1 INTERVIEWER: You (Missing comma) the – uh – (I’d suggest using ellipsis marks instead of single dashes around uh so that it shows a pause in his speech.) intense looking young man…

2 FAN: Mr (Missing period after Mr ) Bendalac, where do you get your ideas? (I had to do some research on this for a client. The period after personal titles that begin and end the same word is generally a usage of the US. If you grew up here, Dan, then you’re wrong. If you didn’t, I can let it slide. Flexibility, thy name is Forbes. However, my willingness to give the benefit of the doubt only goes so far.)

 

Panel 3: Similar to panel 1, but closer in on Bendalac and the Interviewer. The Interviewer rolls his eyes at the banality of the question. Bendalac just laughs it off, however.

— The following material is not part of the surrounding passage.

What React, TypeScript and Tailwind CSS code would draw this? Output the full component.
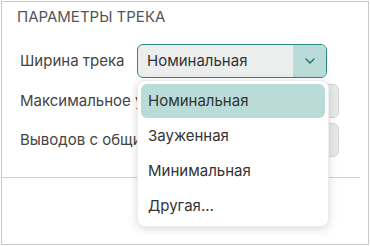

1 INTERVIEWER (Quietly): Hardly Original… ( Original should obviously not start with a capital here.) (While it’s a good point, it’s also more than likely going to be lettered in all caps. It’s a good thing to watch out for, though.)

2 BENDALAC: HaHaHa. (The laughter should have an exclamation mark after it. Otherwise, it’s a statement.) (Also, there isn’t a need for the staggered caps.) I don’t wanna reveal my secret to everybody.

3 BENDALAC: Why don’t you ask me later, in private? (This sounds like he’s inviting the fan to his room for a rendezvous. How about Why don’t you approach me after the session? )

 

Panel 4: (Scene change) Long-shot as Bendalac stands at a urinal in the gents toilets, relieving himself. We are at the door, watching him from behind. He whistles while he works. (I’m feeling like this should have been on a page turn instead of being on the same page as the previous scene. It seems you’re trying to economize on space, but you’re not pacing the story properly because of it.)

1 CAP: Later, in private. (Sticking with just the word Later gives us enough information without being redundant.)

2 BENDALAC: *whistles* (What does the whistling sound like? What kind of onomatopoeia could you use? It’s your responsibility as the writer to give the letterer a direct way of writing the sound instead of forcing them to imagine it themselves.)

Here’s what I like about this: the placement of the copy in time. The caption is read first, letting the reader know that it is, indeed, later, and then there’s the whistle. That’s how it should go. Others may have reversed this, but they would have been wrong. They would have caused a mental hiccup as the reader reads the whistle first, and then reads the timeframe second. It would have been slight, but it would have been there. This placement alleviates that. Nice.

Panel 5: Two-shot. Bendalac is facing us – still at the urinal – in the foreground, the fan lurks in the background over the author’s shoulder, looking as creepy as ever. The idea is that he is the threat here and not Bendelac, who has stopped whistling and looks more than a little alarmed at this sudden interruption.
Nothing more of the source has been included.